Comment by BigTTYGothGF

17 hours ago

> Outside of immigration issues, you can only be made to surrender your passport if you have been arrested and indicted for a crime, as a part of bail

This has historically not been the case, for example https://en.wikipedia.org/wiki/Haig_v._Agee and https://en.wikipedia.org/wiki/Paul_Robeson

The first case makes sense: ex-CIA officer explicitly outing CIA officers. Naturally, the government is going to step in and it's a false equivalence to compare to restricting random citizens.

As for your second case, US schools teach about the perils of McCarthyism. You neglected to link to the subsequent Supreme Court ruling in 1958 overturning the confiscation of the passport over protected speech. Note how long ago that was and how it's taught as a black stain on US history.

https://en.wikipedia.org/wiki/Kent_v._Dulles

  • These aren't random citizens, these are people accused of violating export controls of sensitive, dual-use technology.

    They seem to be the poster children for a flight risk.

Anyone with a child support order that makes decent money is only one misrecorded or bounced payment away from being ineligible for a passport. The trigger is only 4 digits of USD.

  • So were these founders found violating a child support order?I'm still unclear on what crime they actually committed and what they're being investigated for.

    Is it possible that they are merely pawns in a political dispute between two rival countries?

    It's one thing to block an acquisition because you don't want your rival to gain an advantage, an action which is not limited to the CCP.

    It's another thing to detain an individual when no crime was committed.

    • "Missing" (but quite often only due to a clerical misreporting) a payment isn't facially criminal and isn't even established as "violation" without a contempt hearing where you can argue why you didn't actually violate it. So the passport denial is even looser than that.
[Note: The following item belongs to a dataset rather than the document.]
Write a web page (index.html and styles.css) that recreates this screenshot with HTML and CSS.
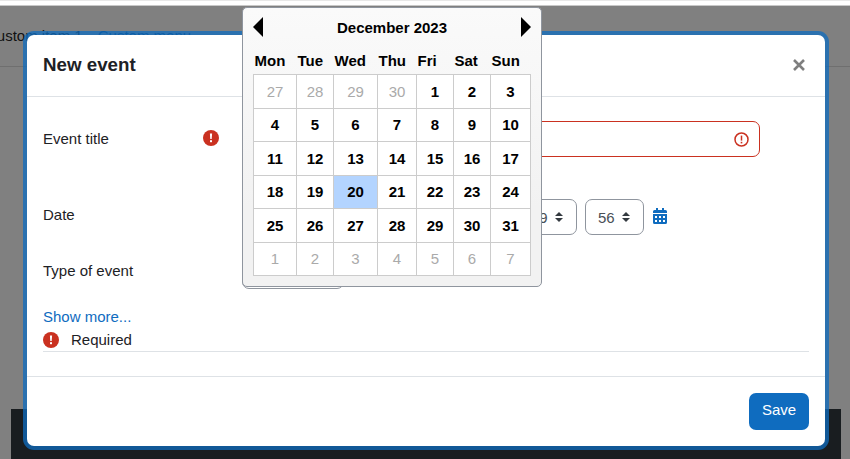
FILE: index.html
```html
<!DOCTYPE html>
<html lang="en">

<head>
  <meta charset="UTF-8">
  <title>New event</title>
  <link rel="stylesheet" href="styles.css">
</head>

<body>
  <div class="topstrip"></div>
  <nav class="nav">
    <span>Custom item 1</span>
    <span class="nav_menu">Custom menu</span>
  </nav>
  <div class="spacer"></div>
  <footer class="footer"></footer>

  <div class="modal">
    <div class="modal_header">
      <h2>New event</h2>
      <svg class="close" width="12" height="12" viewBox="0 0 12 12">
        <path d="M1 1 11 11M11 1 1 11" stroke="#7f7f7f" stroke-width="2.6" fill="none" />
      </svg>
    </div>

    <div class="modal_body">
      <div class="row row_title">
        <label>Event title</label>
        <svg class="req" width="16" height="16" viewBox="0 0 16 16">
          <circle cx="8" cy="8" r="8" fill="#ca3120" />
          <path d="M6.900 3.600h2.200L8.700 9H7.300Z" fill="#fff" />
          <rect x="7" y="10.200" width="2" height="2" fill="#fff" />
        </svg>
        <div class="input">
          <svg width="15" height="15" viewBox="0 0 15 15">
            <circle cx="7.500" cy="7.500" r="6.500" fill="none" stroke="#ca3120" stroke-width="1.500" />
            <path d="M7.500 3.600v5" stroke="#ca3120" stroke-width="1.500" />
            <rect x="6.700" y="9.800" width="1.600" height="1.600" fill="#ca3120" />
          </svg>
        </div>
      </div>

      <div class="row row_date">
        <label>Date</label>
        <div class="selects">
          <div class="select"></div>
          <div class="select s_month"></div>
          <div class="select s_year"></div>
          <div class="select">09<svg class="caret" width="8" height="10" viewBox="0 0 8 10"><path d="M0 4 4 0 8 4ZM0 6 8 6 4 10Z" fill="#343a40" /></svg></div>
          <div class="select">56<svg class="caret" width="8" height="10" viewBox="0 0 8 10"><path d="M0 4 4 0 8 4ZM0 6 8 6 4 10Z" fill="#343a40" /></svg></div>
          <svg class="cal_icon" width="14" height="16" viewBox="0 0 14 16">
            <path fill="#0f6cbf" d="M3 0h2v2h4V0h2v2h1.500A1.500 1.500 0 0 1 14 3.500V5H0V3.500A1.500 1.500 0 0 1 1.500 2H3ZM0 6h14v8.500a1.500 1.500 0 0 1-1.500 1.500h-11A1.500 1.500 0 0 1 0 14.500Z" />
            <path fill="#fff" d="M2 8h2v2H2ZM6 8h2v2H6ZM10 8h2v2h-2ZM2 12h2v2H2ZM6 12h2v2H6ZM10 12h2v2h-2Z" />
          </svg>
        </div>
      </div>

      <div class="row row_type">
        <label>Type of event</label>
        <div class="select s_type"></div>
      </div>

      <a class="more" href="#">Show more...</a>
      <div class="required">
        <svg width="16" height="16" viewBox="0 0 16 16">
          <circle cx="8" cy="8" r="8" fill="#ca3120" />
          <path d="M6.900 3.600h2.200L8.700 9H7.300Z" fill="#fff" />
          <rect x="7" y="10.200" width="2" height="2" fill="#fff" />
        </svg>
        <span>Required</span>
      </div>
    </div>

    <div class="modal_footer">
      <button class="save">Save</button>
    </div>

    <div class="calendar">
      <div class="cal_head">
        <svg width="10" height="20" viewBox="0 0 10 20"><path d="M10 0V20L0 10Z" /></svg>
        <span>December 2023</span>
        <svg width="10" height="20" viewBox="0 0 10 20"><path d="M0 0V20L10 10Z" /></svg>
      </div>
      <table>
        <colgroup>
          <col class="c43"><col class="c37"><col class="c44"><col class="c39"><col class="c37"><col class="c37"><col class="c40">
        </colgroup>
        <thead>
          <tr><th>Mon</th><th>Tue</th><th>Wed</th><th>Thu</th><th>Fri</th><th>Sat</th><th>Sun</th></tr>
        </thead>
        <tbody>
          <tr><td class="off">27</td><td class="off">28</td><td class="off">29</td><td class="off">30</td><td>1</td><td>2</td><td>3</td></tr>
          <tr><td>4</td><td>5</td><td>6</td><td>7</td><td>8</td><td>9</td><td>10</td></tr>
          <tr><td>11</td><td>12</td><td>13</td><td>14</td><td>15</td><td>16</td><td>17</td></tr>
          <tr><td>18</td><td>19</td><td class="sel">20</td><td>21</td><td>22</td><td>23</td><td>24</td></tr>
          <tr><td>25</td><td>26</td><td>27</td><td>28</td><td>29</td><td>30</td><td>31</td></tr>
          <tr><td class="off">1</td><td class="off">2</td><td class="off">3</td><td class="off">4</td><td class="off">5</td><td class="off">6</td><td class="off">7</td></tr>
        </tbody>
      </table>
    </div>
  </div>
</body>

</html>
```

FILE: styles.css
```css
html,
body {
  width: 100%;
  height: 100%;
  overflow: hidden;
}

body {
  margin: 0;
  display: flex;
  flex-direction: column;
  background-color: #808080;
  color: #1d2125;
  font-family: 'Liberation Sans', sans-serif;
  font-size: 15px;
}

.topstrip {
  height: 4px;
  flex: none;
  background-color: #fff;
  border-top: 1px solid #e8e8e8;
  border-bottom: 1px solid #c8c8c8;
}

.nav {
  flex: none;
  display: flex;
  gap: 15px;
  height: 61px;
  margin-left: -14px;
  padding-top: 21px;
  box-sizing: border-box;
  border-bottom: 1px solid #6f6f6f;
  color: #111;
}

.nav_menu {
  color: #083660;
}

.spacer {
  flex: 1;
}

.footer {
  flex: none;
  height: 50px;
  margin: 0 9px 0 11px;
  background-color: #191d20;
}

.modal {
  position: absolute;
  left: 27px;
  top: 35px;
  width: 798px;
  height: 411px;
  display: flex;
  flex-direction: column;
  background-color: #fff;
  border-radius: 7px;
  box-shadow: 0 0 0 4px rgba(15, 108, 191, .75);
}

.modal_header {
  flex: none;
  height: 59px;
  padding: 0 20px 2px 16px;
  display: flex;
  align-items: center;
  justify-content: space-between;
  border-bottom: 1px solid #dee2e6;
}

.modal_header h2 {
  margin: 0;
  font-size: 18.75px;
  font-weight: bold;
}

.modal_body {
  flex: 1;
  padding: 24px 16px 0;
  display: flex;
  flex-direction: column;
}

.row {
  display: flex;
  align-items: center;
  height: 36px;
}

.row label {
  width: 200px;
  flex: none;
}

.row_title label {
  width: 160px;
  margin-top: -2px;
}

.row_date label {
  margin-top: -6px;
}

.row_type label {
  width: 199px;
  margin-top: -2px;
}

.req {
  margin-right: 24px;
  margin-top: -2px;
  flex: none;
}

.row_date {
  margin-top: 42px;
}

.row_type {
  margin-top: 18px;
}

.input {
  display: flex;
  align-items: center;
  justify-content: flex-end;
  padding-right: 10px;
  box-sizing: border-box;
  width: 517px;
  height: 36px;
  border: 1px solid #ca3120;
  border-radius: 7px;
}

.selects {
  display: flex;
  align-items: center;
  gap: 8px;
}

.select {
  width: 59px;
  height: 36px;
  box-sizing: border-box;
  padding: 0 13px 0 12px;
  display: flex;
  align-items: center;
  justify-content: space-between;
  border: 1px solid #8f959e;
  border-radius: 7px;
  color: #495057;
}

.s_month {
  width: 126px;
}

.s_year {
  width: 66px;
}

.s_type {
  width: 102px;
}

.cal_icon {
  flex: none;
  margin: -2px 0 0 1px;
}

.more {
  margin-top: 19px;
  color: #0f6cbf;
  text-decoration: none;
}

.required {
  display: flex;
  align-items: center;
  gap: 12px;
  margin-top: 6px;
  padding-bottom: 3px;
  border-bottom: 1px solid #dee2e6;
}

.modal_footer {
  flex: none;
  height: 70px;
  padding: 16px;
  box-sizing: border-box;
  display: flex;
  justify-content: flex-end;
  align-items: flex-start;
  border-top: 1px solid #dee2e6;
}

.save {
  width: 60px;
  height: 37px;
  padding: 0 0 4px;
  border: none;
  border-radius: 7px;
  background-color: #0f6cbf;
  color: #fff;
  font-family: inherit;
  font-size: 15px;
}

.calendar {
  position: absolute;
  left: 215px;
  top: -28px;
  width: 300px;
  height: 280px;
  box-sizing: border-box;
  padding: 0 10px;
  background-color: #f2f2f2;
  background-image: linear-gradient(#fafafa, #f2f2f2 200px);
  border: 1px solid #8f959e;
  border-radius: 5px;
  color: #000;
}

.cal_head {
  height: 38px;
  display: flex;
  align-items: center;
  justify-content: space-between;
  font-weight: bold;
}

.calendar table {
  border-collapse: collapse;
  table-layout: fixed;
  width: 277px;
}

.c43 { width: 43px; }
.c37 { width: 37px; }
.c44 { width: 44px; }
.c39 { width: 39px; }
.c40 { width: 40px; }

.calendar th {
  height: 28px;
  padding: 0 0 0 1px;
  text-align: left;
  font-size: 15px;
}

.calendar td {
  height: 32.5px;
  padding: 0;
  text-align: center;
  font-weight: bold;
  background-color: #fff;
  border: 1px solid #ccc;
}

.calendar td.off {
  font-weight: normal;
  color: #aaa;
}

.calendar td.sel {
  background-color: #b3d4ff;
}
```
      I'm just pointing out the bar isn't much different except dressed up in a think of the children meme. I'm not justifying either one.

      1 reply →

  • In the US, the Passport Denial Program, since 1998 (other developed countries enacted similar legislation), following the 1992 UN Convention on the Rights of the Child (UNCRC) [2]:

    > The Child Support Enforcement Passport Denial Program was enacted as part of the Personal Responsibility and Work Opportunity Reconciliation Act of 1996. While authorized in 1996, the program was jointly implemented by the U.S. Department of State and the Federal Office of Child Support Enforcement in June 1998.